Data excerpt.

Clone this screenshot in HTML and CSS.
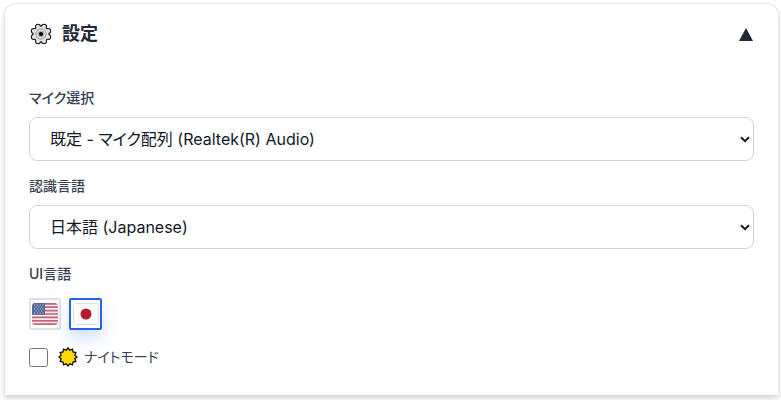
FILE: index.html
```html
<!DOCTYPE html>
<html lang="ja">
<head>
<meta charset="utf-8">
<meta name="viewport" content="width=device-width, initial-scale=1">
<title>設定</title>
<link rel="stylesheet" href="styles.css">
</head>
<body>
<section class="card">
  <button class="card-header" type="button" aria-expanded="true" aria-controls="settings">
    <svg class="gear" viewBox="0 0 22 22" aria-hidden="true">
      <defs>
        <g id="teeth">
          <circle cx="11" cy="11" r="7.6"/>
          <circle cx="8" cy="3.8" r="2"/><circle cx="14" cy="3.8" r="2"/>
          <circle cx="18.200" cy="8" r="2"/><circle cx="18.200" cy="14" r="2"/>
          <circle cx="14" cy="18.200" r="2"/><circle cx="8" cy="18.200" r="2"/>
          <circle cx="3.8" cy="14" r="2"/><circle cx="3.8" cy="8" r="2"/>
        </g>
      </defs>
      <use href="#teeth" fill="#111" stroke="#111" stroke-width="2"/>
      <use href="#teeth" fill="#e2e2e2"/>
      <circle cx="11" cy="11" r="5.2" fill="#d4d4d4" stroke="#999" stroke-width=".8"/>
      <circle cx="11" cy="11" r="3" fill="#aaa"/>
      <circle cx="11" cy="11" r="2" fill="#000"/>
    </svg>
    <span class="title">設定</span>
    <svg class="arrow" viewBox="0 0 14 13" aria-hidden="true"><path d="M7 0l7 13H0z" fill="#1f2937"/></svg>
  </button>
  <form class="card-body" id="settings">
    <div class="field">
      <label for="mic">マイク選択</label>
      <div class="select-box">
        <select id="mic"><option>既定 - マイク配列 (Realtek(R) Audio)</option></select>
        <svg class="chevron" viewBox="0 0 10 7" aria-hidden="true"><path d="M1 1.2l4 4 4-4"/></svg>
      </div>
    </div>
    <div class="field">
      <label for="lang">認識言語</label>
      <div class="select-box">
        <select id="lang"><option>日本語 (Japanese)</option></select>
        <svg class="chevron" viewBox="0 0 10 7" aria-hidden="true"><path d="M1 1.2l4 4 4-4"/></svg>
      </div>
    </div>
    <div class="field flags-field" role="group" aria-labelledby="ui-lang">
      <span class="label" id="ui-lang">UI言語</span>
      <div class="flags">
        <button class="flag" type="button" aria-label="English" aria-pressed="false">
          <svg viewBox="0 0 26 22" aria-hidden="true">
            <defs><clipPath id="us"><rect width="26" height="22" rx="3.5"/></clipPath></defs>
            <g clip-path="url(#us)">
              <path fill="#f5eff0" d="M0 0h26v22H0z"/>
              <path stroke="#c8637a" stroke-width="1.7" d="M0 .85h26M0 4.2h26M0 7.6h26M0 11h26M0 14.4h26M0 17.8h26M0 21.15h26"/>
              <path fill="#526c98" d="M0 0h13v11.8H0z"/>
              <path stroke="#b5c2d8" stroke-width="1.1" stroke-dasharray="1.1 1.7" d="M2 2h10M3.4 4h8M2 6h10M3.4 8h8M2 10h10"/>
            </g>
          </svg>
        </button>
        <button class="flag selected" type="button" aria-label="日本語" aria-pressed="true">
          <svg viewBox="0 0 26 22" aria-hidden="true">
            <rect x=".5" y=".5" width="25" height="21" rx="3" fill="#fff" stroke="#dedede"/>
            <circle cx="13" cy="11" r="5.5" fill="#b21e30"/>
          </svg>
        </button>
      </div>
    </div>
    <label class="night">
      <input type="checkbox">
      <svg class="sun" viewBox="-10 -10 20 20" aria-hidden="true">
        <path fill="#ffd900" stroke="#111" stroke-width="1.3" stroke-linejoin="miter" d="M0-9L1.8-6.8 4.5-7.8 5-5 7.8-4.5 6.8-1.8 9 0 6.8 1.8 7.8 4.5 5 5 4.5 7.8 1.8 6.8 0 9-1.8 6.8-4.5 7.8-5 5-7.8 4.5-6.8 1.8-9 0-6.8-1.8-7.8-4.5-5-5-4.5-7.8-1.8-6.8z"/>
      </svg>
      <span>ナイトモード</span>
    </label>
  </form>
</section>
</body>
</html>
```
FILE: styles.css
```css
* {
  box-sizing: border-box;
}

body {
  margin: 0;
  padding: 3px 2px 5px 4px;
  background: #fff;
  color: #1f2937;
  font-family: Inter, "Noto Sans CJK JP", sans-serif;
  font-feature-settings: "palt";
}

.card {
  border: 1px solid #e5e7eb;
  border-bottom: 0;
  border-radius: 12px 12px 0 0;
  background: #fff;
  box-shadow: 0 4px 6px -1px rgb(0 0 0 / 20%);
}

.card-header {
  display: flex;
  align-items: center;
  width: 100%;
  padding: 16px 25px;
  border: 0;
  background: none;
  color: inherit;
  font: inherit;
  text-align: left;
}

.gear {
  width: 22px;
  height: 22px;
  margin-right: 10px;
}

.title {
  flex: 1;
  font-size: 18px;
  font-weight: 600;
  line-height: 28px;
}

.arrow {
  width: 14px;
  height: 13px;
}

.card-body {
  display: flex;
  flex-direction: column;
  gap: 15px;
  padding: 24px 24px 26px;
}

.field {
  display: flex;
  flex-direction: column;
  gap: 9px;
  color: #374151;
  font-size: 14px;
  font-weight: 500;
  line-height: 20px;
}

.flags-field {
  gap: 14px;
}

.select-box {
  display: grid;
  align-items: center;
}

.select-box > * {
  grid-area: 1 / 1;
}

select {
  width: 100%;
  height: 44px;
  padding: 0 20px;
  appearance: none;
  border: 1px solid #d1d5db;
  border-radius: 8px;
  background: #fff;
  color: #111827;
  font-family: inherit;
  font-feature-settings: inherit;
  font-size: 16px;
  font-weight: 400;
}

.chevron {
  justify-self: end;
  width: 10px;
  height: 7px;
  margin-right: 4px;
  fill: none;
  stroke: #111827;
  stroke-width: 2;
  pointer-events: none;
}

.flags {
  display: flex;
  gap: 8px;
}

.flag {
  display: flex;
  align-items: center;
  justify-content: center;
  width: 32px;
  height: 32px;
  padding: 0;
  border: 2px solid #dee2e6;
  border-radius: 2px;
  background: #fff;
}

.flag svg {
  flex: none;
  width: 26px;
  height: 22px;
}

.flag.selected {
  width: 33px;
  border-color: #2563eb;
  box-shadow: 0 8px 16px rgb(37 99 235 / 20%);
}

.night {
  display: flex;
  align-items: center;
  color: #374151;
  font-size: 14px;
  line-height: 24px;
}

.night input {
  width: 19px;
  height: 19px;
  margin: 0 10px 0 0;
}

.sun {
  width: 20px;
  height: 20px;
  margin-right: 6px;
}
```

Short problem.
Using the data above, write out every line exactly, leaving the images behind.

Result for this task.
Clone this screenshot in HTML and CSS.
FILE: index.html
```html
<!DOCTYPE html>
<html lang="ja">
<head>
<meta charset="utf-8">
<meta name="viewport" content="width=device-width, initial-scale=1">
<title>設定</title>
<link rel="stylesheet" href="styles.css">
</head>
<body>
<section class="card">
  <button class="card-header" type="button" aria-expanded="true" aria-controls="settings">
    <svg class="gear" viewBox="0 0 22 22" aria-hidden="true">
      <defs>
        <g id="teeth">
          <circle cx="11" cy="11" r="7.6"/>
          <circle cx="8" cy="3.8" r="2"/><circle cx="14" cy="3.8" r="2"/>
          <circle cx="18.200" cy="8" r="2"/><circle cx="18.200" cy="14" r="2"/>
          <circle cx="14" cy="18.200" r="2"/><circle cx="8" cy="18.200" r="2"/>
          <circle cx="3.8" cy="14" r="2"/><circle cx="3.8" cy="8" r="2"/>
        </g>
      </defs>
      <use href="#teeth" fill="#111" stroke="#111" stroke-width="2"/>
      <use href="#teeth" fill="#e2e2e2"/>
      <circle cx="11" cy="11" r="5.2" fill="#d4d4d4" stroke="#999" stroke-width=".8"/>
      <circle cx="11" cy="11" r="3" fill="#aaa"/>
      <circle cx="11" cy="11" r="2" fill="#000"/>
    </svg>
    <span class="title">設定</span>
    <svg class="arrow" viewBox="0 0 14 13" aria-hidden="true"><path d="M7 0l7 13H0z" fill="#1f2937"/></svg>
  </button>
  <form class="card-body" id="settings">
    <div class="field">
      <label for="mic">マイク選択</label>
      <div class="select-box">
        <select id="mic"><option>既定 - マイク配列 (Realtek(R) Audio)</option></select>
        <svg class="chevron" viewBox="0 0 10 7" aria-hidden="true"><path d="M1 1.2l4 4 4-4"/></svg>
      </div>
    </div>
    <div class="field">
      <label for="lang">認識言語</label>
      <div class="select-box">
        <select id="lang"><option>日本語 (Japanese)</option></select>
        <svg class="chevron" viewBox="0 0 10 7" aria-hidden="true"><path d="M1 1.2l4 4 4-4"/></svg>
      </div>
    </div>
    <div class="field flags-field" role="group" aria-labelledby="ui-lang">
      <span class="label" id="ui-lang">UI言語</span>
      <div class="flags">
        <button class="flag" type="button" aria-label="English" aria-pressed="false">
          <svg viewBox="0 0 26 22" aria-hidden="true">
            <defs><clipPath id="us"><rect width="26" height="22" rx="3.5"/></clipPath></defs>
            <g clip-path="url(#us)">
              <path fill="#f5eff0" d="M0 0h26v22H0z"/>
              <path stroke="#c8637a" stroke-width="1.7" d="M0 .85h26M0 4.2h26M0 7.6h26M0 11h26M0 14.4h26M0 17.8h26M0 21.15h26"/>
              <path fill="#526c98" d="M0 0h13v11.8H0z"/>
              <path stroke="#b5c2d8" stroke-width="1.1" stroke-dasharray="1.1 1.7" d="M2 2h10M3.4 4h8M2 6h10M3.4 8h8M2 10h10"/>
            </g>
          </svg>
        </button>
        <button class="flag selected" type="button" aria-label="日本語" aria-pressed="true">
          <svg viewBox="0 0 26 22" aria-hidden="true">
            <rect x=".5" y=".5" width="25" height="21" rx="3" fill="#fff" stroke="#dedede"/>
            <circle cx="13" cy="11" r="5.5" fill="#b21e30"/>
          </svg>
        </button>
      </div>
    </div>
    <label class="night">
      <input type="checkbox">
      <svg class="sun" viewBox="-10 -10 20 20" aria-hidden="true">
        <path fill="#ffd900" stroke="#111" stroke-width="1.3" stroke-linejoin="miter" d="M0-9L1.8-6.8 4.5-7.8 5-5 7.8-4.5 6.8-1.8 9 0 6.8 1.8 7.8 4.5 5 5 4.5 7.8 1.8 6.8 0 9-1.8 6.8-4.5 7.8-5 5-7.8 4.5-6.8 1.8-9 0-6.8-1.8-7.8-4.5-5-5-4.5-7.8-1.8-6.8z"/>
      </svg>
      <span>ナイトモード</span>
    </label>
  </form>
</section>
</body>
</html>
```
FILE: styles.css
```css
* {
  box-sizing: border-box;
}

body {
  margin: 0;
  padding: 3px 2px 5px 4px;
  background: #fff;
  color: #1f2937;
  font-family: Inter, "Noto Sans CJK JP", sans-serif;
  font-feature-settings: "palt";
}

.card {
  border: 1px solid #e5e7eb;
  border-bottom: 0;
  border-radius: 12px 12px 0 0;
  background: #fff;
  box-shadow: 0 4px 6px -1px rgb(0 0 0 / 20%);
}

.card-header {
  display: flex;
  align-items: center;
  width: 100%;
  padding: 16px 25px;
  border: 0;
  background: none;
  color: inherit;
  font: inherit;
  text-align: left;
}

.gear {
  width: 22px;
  height: 22px;
  margin-right: 10px;
}

.title {
  flex: 1;
  font-size: 18px;
  font-weight: 600;
  line-height: 28px;
}

.arrow {
  width: 14px;
  height: 13px;
}

.card-body {
  display: flex;
  flex-direction: column;
  gap: 15px;
  padding: 24px 24px 26px;
}

.field {
  display: flex;
  flex-direction: column;
  gap: 9px;
  color: #374151;
  font-size: 14px;
  font-weight: 500;
  line-height: 20px;
}

.flags-field {
  gap: 14px;
}

.select-box {
  display: grid;
  align-items: center;
}

.select-box > * {
  grid-area: 1 / 1;
}

select {
  width: 100%;
  height: 44px;
  padding: 0 20px;
  appearance: none;
  border: 1px solid #d1d5db;
  border-radius: 8px;
  background: #fff;
  color: #111827;
  font-family: inherit;
  font-feature-settings: inherit;
  font-size: 16px;
  font-weight: 400;
}

.chevron {
  justify-self: end;
  width: 10px;
  height: 7px;
  margin-right: 4px;
  fill: none;
  stroke: #111827;
  stroke-width: 2;
  pointer-events: none;
}

.flags {
  display: flex;
  gap: 8px;
}

.flag {
  display: flex;
  align-items: center;
  justify-content: center;
  width: 32px;
  height: 32px;
  padding: 0;
  border: 2px solid #dee2e6;
  border-radius: 2px;
  background: #fff;
}

.flag svg {
  flex: none;
  width: 26px;
  height: 22px;
}

.flag.selected {
  width: 33px;
  border-color: #2563eb;
  box-shadow: 0 8px 16px rgb(37 99 235 / 20%);
}

.night {
  display: flex;
  align-items: center;
  color: #374151;
  font-size: 14px;
  line-height: 24px;
}

.night input {
  width: 19px;
  height: 19px;
  margin: 0 10px 0 0;
}

.sun {
  width: 20px;
  height: 20px;
  margin-right: 6px;
}
```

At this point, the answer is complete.